1. One of the reasons the US now devotes so much money to military matters is the enormous shift in the political culture away from improving the lives of its citizens through serious health insurance, improving schools, improving policing resources, carrying its citizens through serious economic downturns of which we have yet to see any, at least since the early 70s, etc. So the framing argument which says we have such enormous military resources, while true, leaves the costs out. What are the tradeoffs? When the bill finally comes due on that, since much of the population still expects such but has been carried by a booming economy, what happens down the road? And, most important, all this is really about, at its most fundamental level, just what kind of country are we? Are we, as Hendrik Hertzberg argued in this week's New Yorker, on our way to becoming the cops of an international police state--I should hope not; or are we a model of how to maintain a humane social order? Which says something like "we'll help out of the rest if you need it."

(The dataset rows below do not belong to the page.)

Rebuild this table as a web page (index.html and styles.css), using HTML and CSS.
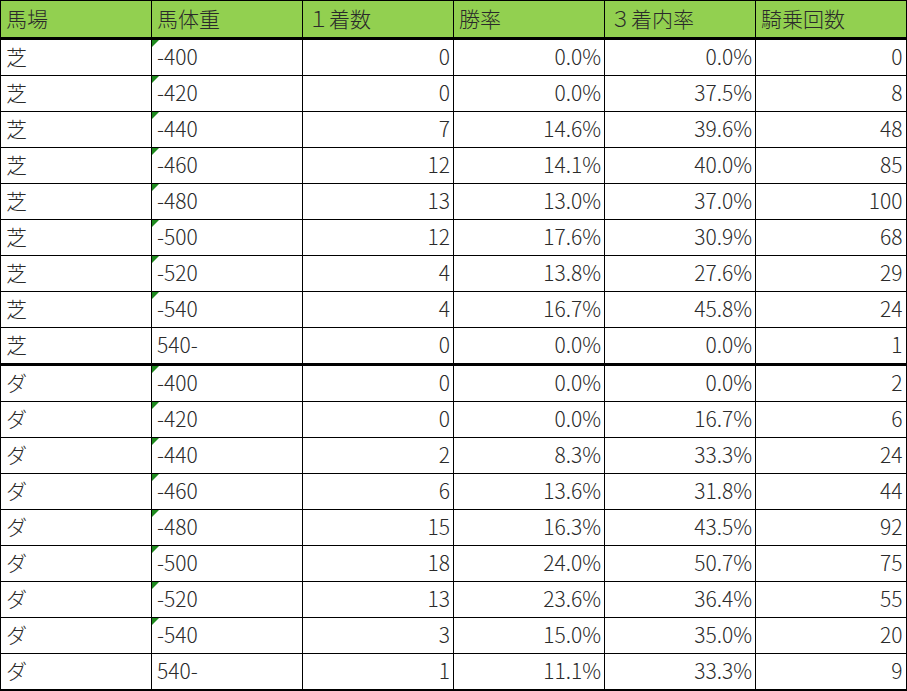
FILE: index.html
```html
<!DOCTYPE html>
<html lang="ja">
<head>
<meta charset="utf-8">
<link rel="stylesheet" href="styles.css">
</head>
<body>
<table class="sheet">
<colgroup>
<col class="c"><col class="c"><col class="c"><col class="c"><col class="c"><col class="c">
</colgroup>
<thead>
<tr><th>馬場</th><th>馬体重</th><th>１着数</th><th>勝率</th><th>３着内率</th><th>騎乗回数</th></tr>
</thead>
<tbody>
<tr><td>芝</td><td class="txt flag">-400</td><td class="num">0</td><td class="num">0.0%</td><td class="num">0.0%</td><td class="num">0</td></tr>
<tr><td>芝</td><td class="txt flag">-420</td><td class="num">0</td><td class="num">0.0%</td><td class="num">37.5%</td><td class="num">8</td></tr>
<tr><td>芝</td><td class="txt flag">-440</td><td class="num">7</td><td class="num">14.6%</td><td class="num">39.6%</td><td class="num">48</td></tr>
<tr><td>芝</td><td class="txt flag">-460</td><td class="num">12</td><td class="num">14.1%</td><td class="num">40.0%</td><td class="num">85</td></tr>
<tr><td>芝</td><td class="txt flag">-480</td><td class="num">13</td><td class="num">13.0%</td><td class="num">37.0%</td><td class="num">100</td></tr>
<tr><td>芝</td><td class="txt flag">-500</td><td class="num">12</td><td class="num">17.6%</td><td class="num">30.9%</td><td class="num">68</td></tr>
<tr><td>芝</td><td class="txt flag">-520</td><td class="num">4</td><td class="num">13.8%</td><td class="num">27.6%</td><td class="num">29</td></tr>
<tr><td>芝</td><td class="txt flag">-540</td><td class="num">4</td><td class="num">16.7%</td><td class="num">45.8%</td><td class="num">24</td></tr>
<tr class="group-end"><td>芝</td><td class="txt">540-</td><td class="num">0</td><td class="num">0.0%</td><td class="num">0.0%</td><td class="num">1</td></tr>
<tr><td>ダ</td><td class="txt flag">-400</td><td class="num">0</td><td class="num">0.0%</td><td class="num">0.0%</td><td class="num">2</td></tr>
<tr><td>ダ</td><td class="txt flag">-420</td><td class="num">0</td><td class="num">0.0%</td><td class="num">16.7%</td><td class="num">6</td></tr>
<tr><td>ダ</td><td class="txt flag">-440</td><td class="num">2</td><td class="num">8.3%</td><td class="num">33.3%</td><td class="num">24</td></tr>
<tr><td>ダ</td><td class="txt flag">-460</td><td class="num">6</td><td class="num">13.6%</td><td class="num">31.8%</td><td class="num">44</td></tr>
<tr><td>ダ</td><td class="txt flag">-480</td><td class="num">15</td><td class="num">16.3%</td><td class="num">43.5%</td><td class="num">92</td></tr>
<tr><td>ダ</td><td class="txt flag">-500</td><td class="num">18</td><td class="num">24.0%</td><td class="num">50.7%</td><td class="num">75</td></tr>
<tr><td>ダ</td><td class="txt flag">-520</td><td class="num">13</td><td class="num">23.6%</td><td class="num">36.4%</td><td class="num">55</td></tr>
<tr><td>ダ</td><td class="txt flag">-540</td><td class="num">3</td><td class="num">15.0%</td><td class="num">35.0%</td><td class="num">20</td></tr>
<tr><td>ダ</td><td class="txt">540-</td><td class="num">1</td><td class="num">11.1%</td><td class="num">33.3%</td><td class="num">9</td></tr>
</tbody>
</table>
</body>
</html>
```

FILE: styles.css
```css
html, body {
  margin: 0;
  padding: 0;
  background: #ffffff;
}

.sheet {
  border-collapse: collapse;
  table-layout: fixed;
  width: 907px;
  font-family: "Noto Sans CJK JP", "Noto Sans", sans-serif;
  font-size: 21px;
  font-weight: 300;
  color: #2a2a2a;
  border-top: 1px solid #000;
  border-left: 1px solid #000;
  border-right: 2px solid #000;
  border-bottom: 2px solid #000;
}

.sheet .c {
  width: 151px;
}

.sheet th,
.sheet td {
  border: 1px solid #000;
  padding: 0 3px 3px 5px;
  line-height: 26px;
  white-space: nowrap;
  text-align: left;
  font-weight: 300;
}

.sheet th {
  background: #92d050;
  height: 33px;
  border-bottom: 3px solid #000;
}

.sheet td {
  height: 32px;
  position: relative;
}

.sheet td.num {
  text-align: right;
}

.sheet tr.group-end td {
  border-bottom: 3px solid #000;
}

.sheet td.flag::before {
  content: "";
  position: absolute;
  left: 0;
  top: 0;
  width: 0;
  height: 0;
  border-top: 7px solid #1e8a1e;
  border-right: 7px solid transparent;
}
```
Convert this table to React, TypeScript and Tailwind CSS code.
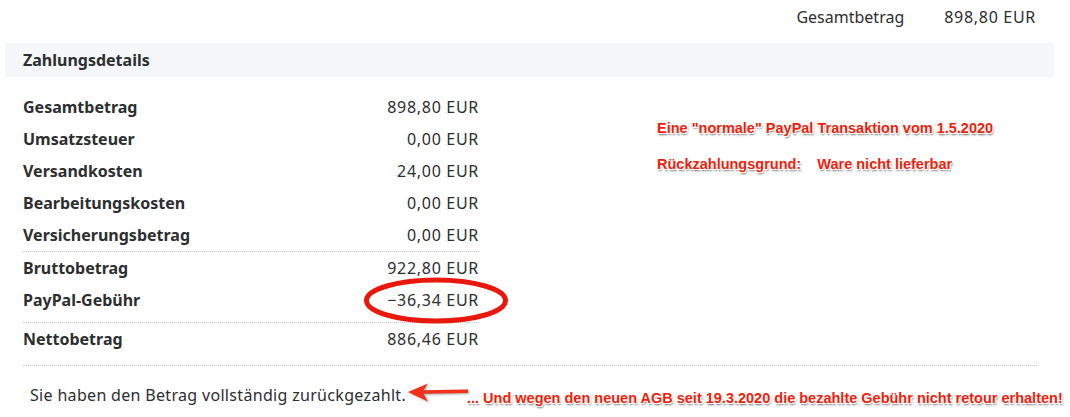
import React from "react";

const annot =
  "font-['Liberation_Sans',Arial,sans-serif] font-bold text-[14.5px] leading-[20px] text-[#ef1d0c] whitespace-pre [text-shadow:-1px_-1px_0_#fff,1px_-1px_0_#fff,-1px_1px_0_#fff,1px_1px_0_#fff,0_-1px_0_#fff,0_1px_0_#fff,1px_2px_2px_rgba(0,0,0,0.6)]";

function Row({ label, value }: { label: string; value: string }) {
  return (
    <div className="flex justify-between h-[32px] leading-[32px]">
      <span className="font-bold">{label}</span>
      <span className="tracking-[0.7px]">{value}</span>
    </div>
  );
}

export default function App() {
  return (
    <div className="relative w-[1070px] h-[417px] overflow-hidden bg-white font-['Noto_Sans',sans-serif] text-[16px] leading-[24px] text-[#2c2e2f]">
      <div className="flex justify-end gap-[40px] pt-[5px] pr-[34px]">
        <span>Gesamtbetrag</span>
        <span className="tracking-[0.7px]">898,80 EUR</span>
      </div>

      <div className="ml-[5px] mt-[14px] h-[34px] w-[1049px] bg-[#f5f7fa] pl-[18px] pt-[5px] font-bold">
        Zahlungsdetails
      </div>

      <div className="ml-[23px] mt-[14px] flex">
        <div className="w-[456px]">
          <Row label="Gesamtbetrag" value="898,80 EUR" />
          <Row label="Umsatzsteuer" value="0,00 EUR" />
          <Row label="Versandkosten" value="24,00 EUR" />
          <Row label="Bearbeitungskosten" value="0,00 EUR" />
          <Row label="Versicherungsbetrag" value="0,00 EUR" />
          <div className="border-t border-dotted border-[#c8cdd2]" />
          <Row label="Bruttobetrag" value="922,80 EUR" />
          <Row label="PayPal-Gebühr" value="−36,34 EUR" />
          <div className="mt-[6px] border-t border-dotted border-[#c8cdd2]" />
          <Row label="Nettobetrag" value="886,46 EUR" />
        </div>
        <div className="pl-[178px] pt-[27px]">
          <div className={annot}>Eine "normale" PayPal Transaktion vom 1.5.2020</div>
          <div className={`${annot} mt-[16px]`}>{"Rückzahlungsgrund:    Ware nicht lieferbar"}</div>
        </div>
      </div>

      <div className="ml-[23px] mt-[10px] w-[1014px] border-t border-dotted border-[#c8cdd2]" />

      <div className="ml-[30px] mt-[17px] flex items-start">
        <span className="w-[375px] shrink-0 whitespace-nowrap tracking-[0.32px]">Sie haben den Betrag vollständig zurückgezahlt.</span>
        <svg width="64" height="22" viewBox="0 0 64 22" className="mt-[-1px] shrink-0 drop-shadow-[1px_1px_1px_rgba(0,0,0,0.35)]">
          <path d="M3 10 L23 1.5 L18.5 8.2 L63 7.6 L63 11 L18.5 11.8 L23 19.5 Z" fill="#f0311c" />
        </svg>
        <span className={`${annot} ml-[-2px] mt-[5px]`}>
          ... Und wegen den neuen AGB seit 19.3.2020 die bezahlte Gebühr nicht retour erhalten!
        </span>
      </div>

      <svg
        className="absolute left-[360px] top-[275px]"
        width="152"
        height="52"
        viewBox="0 0 152 52"
      >
        <ellipse cx="76" cy="25.5" rx="69.5" ry="20.5" fill="none" stroke="#e8180c" strokeWidth="5" />
      </svg>
    </div>
  );
}
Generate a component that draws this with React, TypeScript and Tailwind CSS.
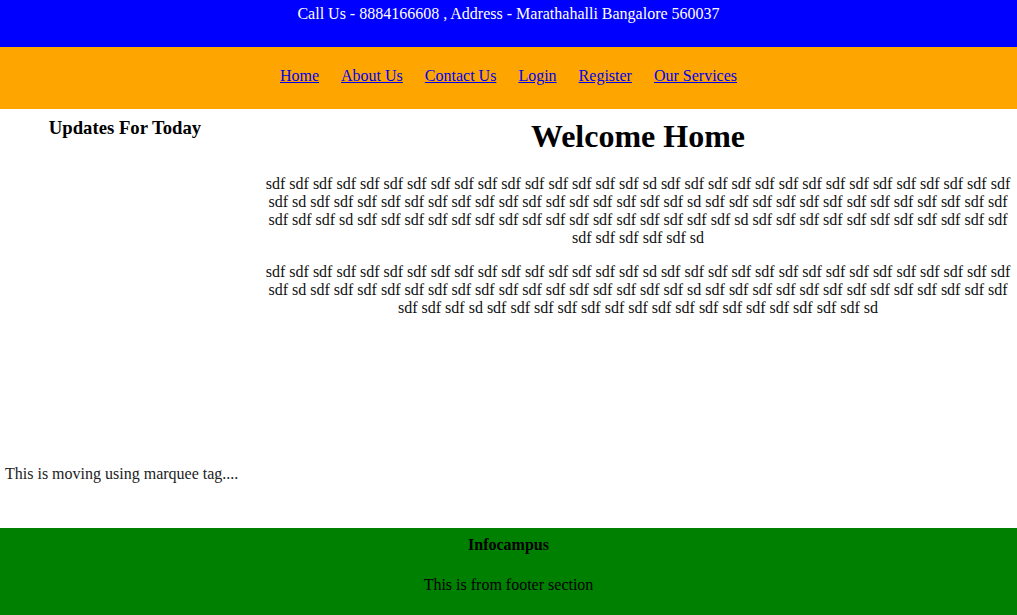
import React from "react";

const chunk = "sdf sdf sdf sdf sdf sdf sdf sdf sdf sdf sdf sdf sdf sdf sdf sdf sd";
const para = (n: number) => Array.from({ length: n }, () => chunk).join(" ");

const links = ["Home", "About Us", "Contact Us", "Login", "Register", "Our Services"];

export default function App() {
  return (
    <div className="font-['Liberation_Serif','Times_New_Roman',serif] text-[16px] text-black bg-white min-h-[615px] flex flex-col">
      <header className="h-[47px] bg-[#0000ff] pt-[5px] text-center text-white leading-[18px]">
        Call Us - 8884166608 , Address - Marathahalli Bangalore 560037
      </header>
      <nav className="h-[62px] bg-[#ffa500] pt-[20px] flex justify-center gap-[22px] leading-[18px]">
        {links.map((l) => (
          <a key={l} href="#" className="text-[#0000ee] underline">
            {l}
          </a>
        ))}
      </nav>
      <div className="flex h-[419px]">
        <aside className="w-[250px] shrink-0 flex flex-col">
          <h3 className="mt-[8px] text-center text-[18.72px] font-bold leading-[22px]">Updates For Today</h3>
          <div className="mt-[326px] pl-[5px] leading-[18px] whitespace-nowrap text-[#222]">
            This is moving using marquee tag....
          </div>
        </aside>
        <main className="flex-1 pl-[9px] text-center">
          <h1 className="mt-[9px] mb-[20px] text-[32px] font-bold leading-[37px]">Welcome Home</h1>
          <p className="leading-[18px] text-[#111]">{para(6)}</p>
          <p className="mt-[16px] leading-[18px] text-[#111]">{para(5)}</p>
        </main>
      </div>
      <footer className="flex-1 min-h-[87px] bg-[#008000] pt-[8px] text-center">
        <h4 className="font-bold leading-[18px]">Infocampus</h4>
        <p className="mt-[22px] leading-[18px]">This is from footer section</p>
      </footer>
    </div>
  );
}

2. The importance of oil resources. Much of the importance of the Iraqi intervention, if not all of it, is conditioned on the critical importance of cheap oil for the global economy. What is that likely to be like in 10 years? Will that still be true? Could we wait that long? Much to think about here.

3. Skidelsky's argument that the US simply does not have the will to stay around for Wolfowitz' dream of a secular democratic state in Iraq (assuming that statement from him was not pure political cynicism), does that completely undercut the argument to invade?

4. Assuming one can unlock the Bush preemptive doctrine from arguments to invade Iraq--the last speech argument that you make, that Iraq is unique, not an illustration of the pins in the bowling alley that need to be knocked down, does that make it more or less pressing. Back to the "can we wait" argument.

Finally, I should add, as you know, but perhaps others do not, that the Pollock book is, far and away, the best information on the Iraqi options I've seen (which doesn't say a great deal, since I haven't seen a great deal, but is to say I recommend it, as they say, highly.)

Moreover, I think it not only contains essential information one needs to think about Iraq, but, even more important, contains a methodological model for thinking about critical foreign policy issues. One could do worse than emulate that model.